北海道胆振東部地震

一週間前。わたしの地元北海道で、最大震度7の地震が起きた。地震があった時刻は午前三時で、もちろんわたしの住む山梨県は一切揺れないし、警報もならない。でも、その日はなぜか五時に目覚めて、なんとなくスマートフォンを見たらLINEニュースの通知が来てた。

「胆振地方で震度6の地震発生」

寝ぼけていて、一瞬胆振地方がどこのことを言っているかわからなかった。でも、次の瞬間、北海道で起きたことだと気づいた。すぐにTwitterを開いた。停電が起きていることを知った。実家の母に連絡をした。5分後に返事があった。「停電で全く状況がわからない。台所が悲惨なことになっている。怪我はとりあえずない」とのことだった。

実家には何も備えがないことを思い出していた。
懐中電灯は数十年前から使ってるやつで、もう何年も使ってないよな。今ちゃんと使えてるのかな?とか。
ラジオも電池式じゃないから今は使えてないだろうな、とか。
うちの母は未だガラケーだから、携帯からも情報を得にくいだろうな、情報がなくて不安な気持ちになってないかな、とか。

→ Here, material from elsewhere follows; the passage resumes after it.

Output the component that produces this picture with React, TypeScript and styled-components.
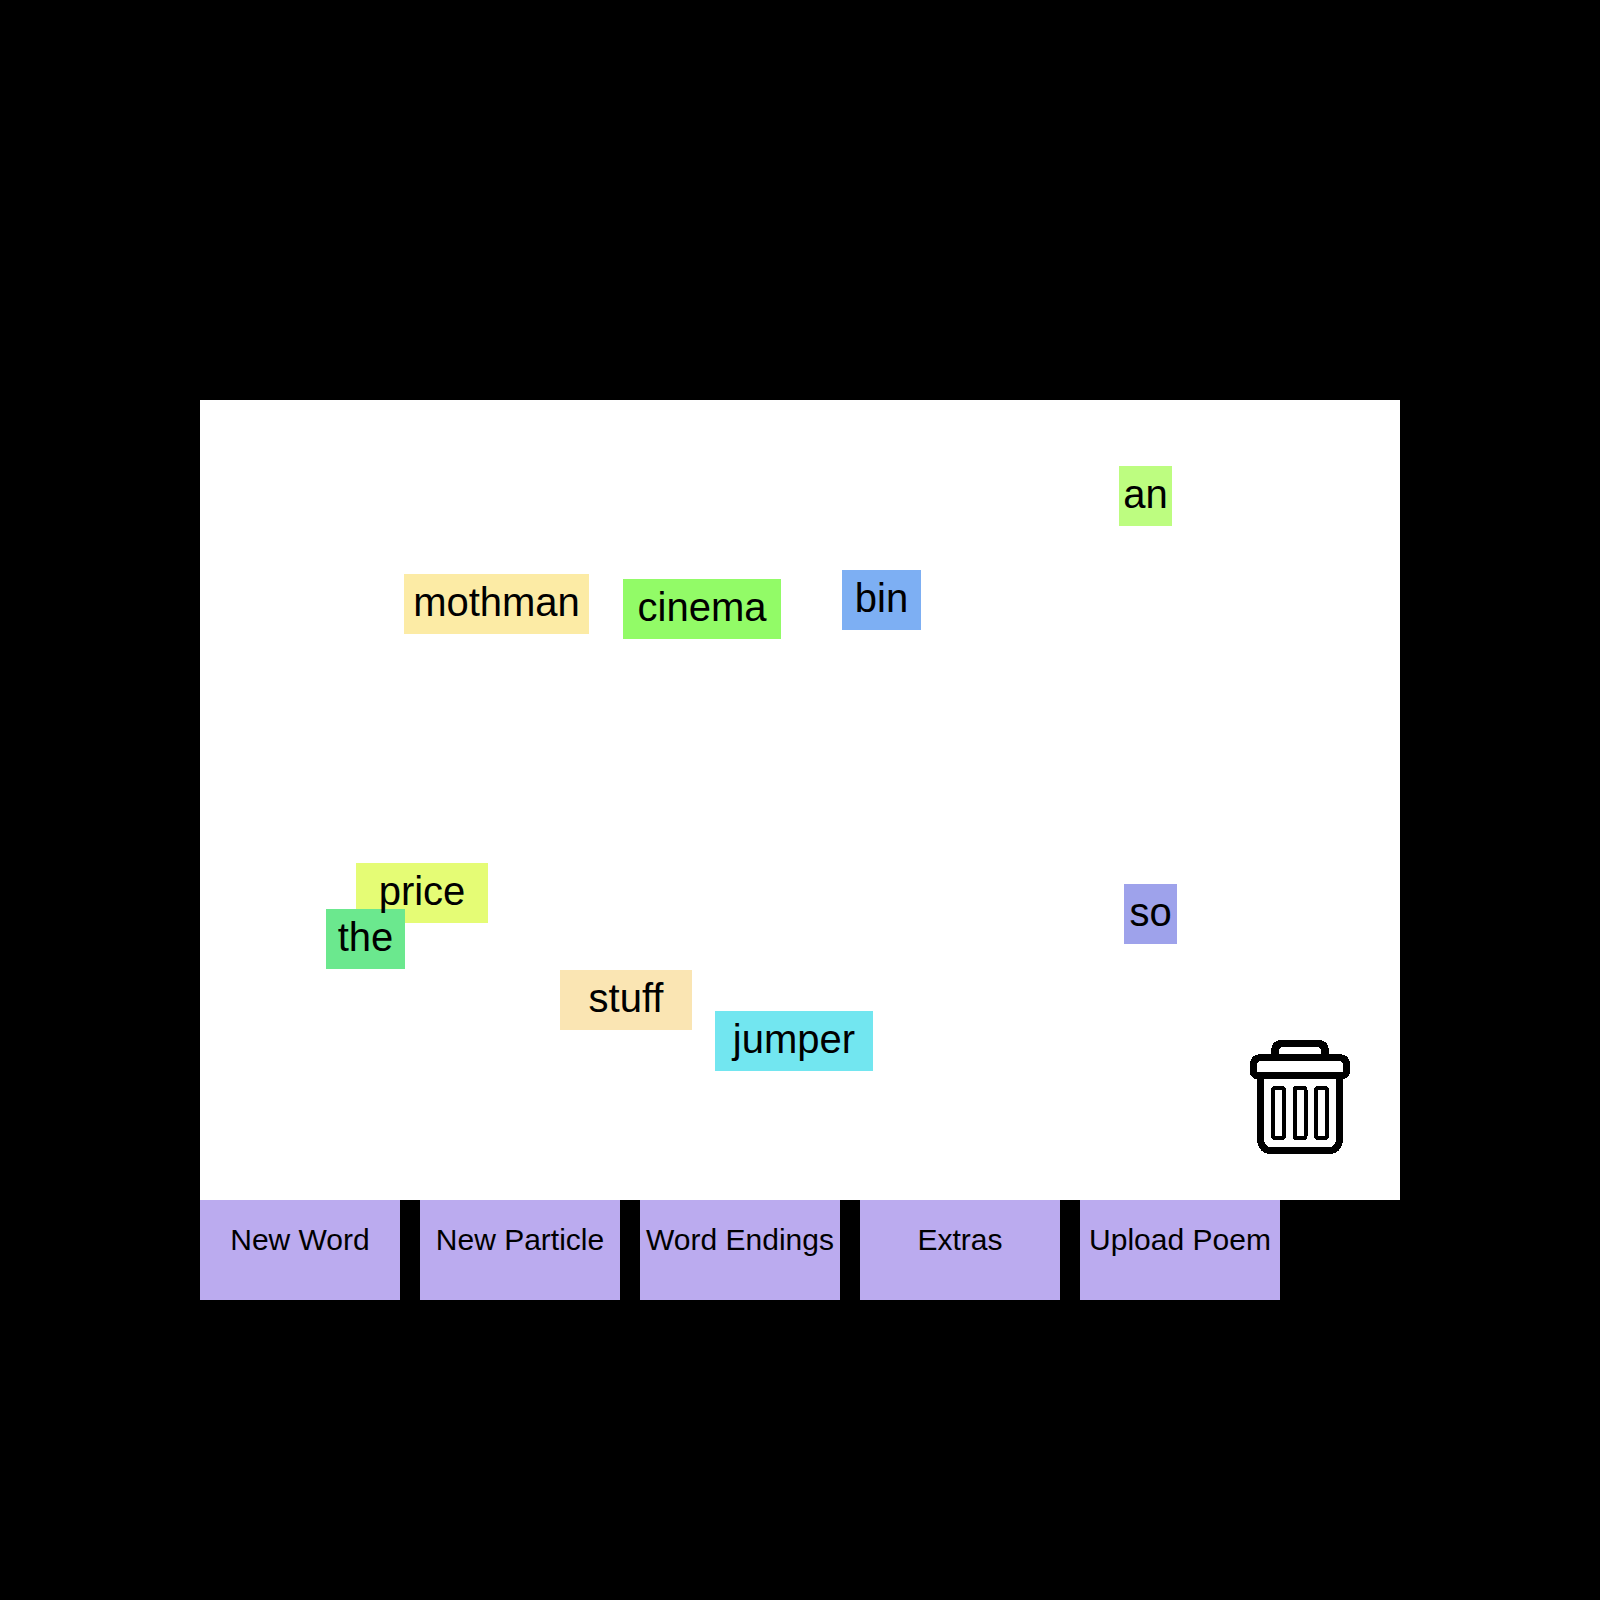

真っ暗な中、何が起きたのかさえ知ることができないのかもしれない家族の状況を考えると、なんだかとてもわたしが不安な気持ちになって、Twitterを漁った。まだ揺れてるのか。被害はどれくらいなのか。電気は戻るのか。

そうこうしてるうちに、始業時間になった。子どもたちに北海道で地震があったことを説明し、テレビをつけた。山梨でも北海道の地震のことを報道していた。この日はちょうど、子どもたちの校外学習で、お弁当をいつもより3つも多く作らなければならなかったけれど、気持ちはソワソワして落ち着かなくて、早く目が冷めてしまったから眠たくて、でも平気なふりをしてた。「地震があったみたいで、電気が止まってるみたいだが、ケガはないらしくて、とりあえずよかった」と繰り返し話した。よかった。よかった?そんなことない。心は不安な気持ちでいっぱいだった。まだ大きな揺れが来るかもしれない。この先、普通の生活にはすぐ戻らないかもしれない。

一番大きな揺れがあった厚真は、大学のときの友人が住む場所だった。安否が気になったけど、わざわざ連絡を取るのもはばかられたので、Twitterで誰か安否確認出来た人はいないか投げてみたら、共通の友人から無事らしいとリプライが来た。他にもみんなTwitterでつぶやいてくれていたので、安否確認が出来た。高校のLINEグループも動き出して、みんな怖い思いをしたり、不便な思いをしていることが伝わってきた。とってもとってももどかしい気持ちになった。自分の身近な人たちが大変な思いをしてるのに、何も感じ取ることができないことに?自分の生活があまりにも日常的すぎることに?何にかはわからないけど、とてもモヤモヤしていた。

停電はしばらく直らなくて、だからこそ実家に不必要な連絡は取らないようにした。スーパーに物資を求めて並ぶ人たちの写真を見て、普段スーパーでパートをする母のことを思った。役所で水や電源を供給しているというニュースを見て、公務員の姉のことを思った。二人とも、もしかしたら借り出されているのかな、と。被災した誰かが周りの人のために動いているから、こういったサービスが災害時でも提供できるんだよなあと思った。ほんとはみんなと同じ立場で不安なはずなのに。こういう当たり前のことにも今更気付かされた。

とにかく、ずっとソワソワそわそわした一日だった。東日本大震災や熊本の地震のときは、大変なことが起きてると思ったけど、こんな気持ちにはならなかった。どこかやはり過去の災害は他人事でしか捉えていなかったんだと、落ち込んだ。
北海道を出たくて今この場所にいるのに。家族と離れたかったから、北海道を出ることを選んだのに。なのに、いざこういうことがあると、すっごく不安に駆られて。でも疎遠だから姉の連絡先は知らないなあとか思って。母ともショートメールしかできないなあと思って。自分の都合の良さにも、普段から大事にしてないことにも、すっごく落ち込んだ。

電気は地震の次の日の夜には実家に戻ったらしい。
そして、もう一週間たって、だいぶ日常にも戻ってきたらしい。
わたしはというと、一周間落ち込み続けていたような気がする。たぶん。なぜだか気持ちが晴れない一週間だった。なかなか気力がわかなかった。

自分にとってほんとうに大切なものってなんだろな。
大切にしたいことってなんだろな。
そういうの、ぐるぐる考えている。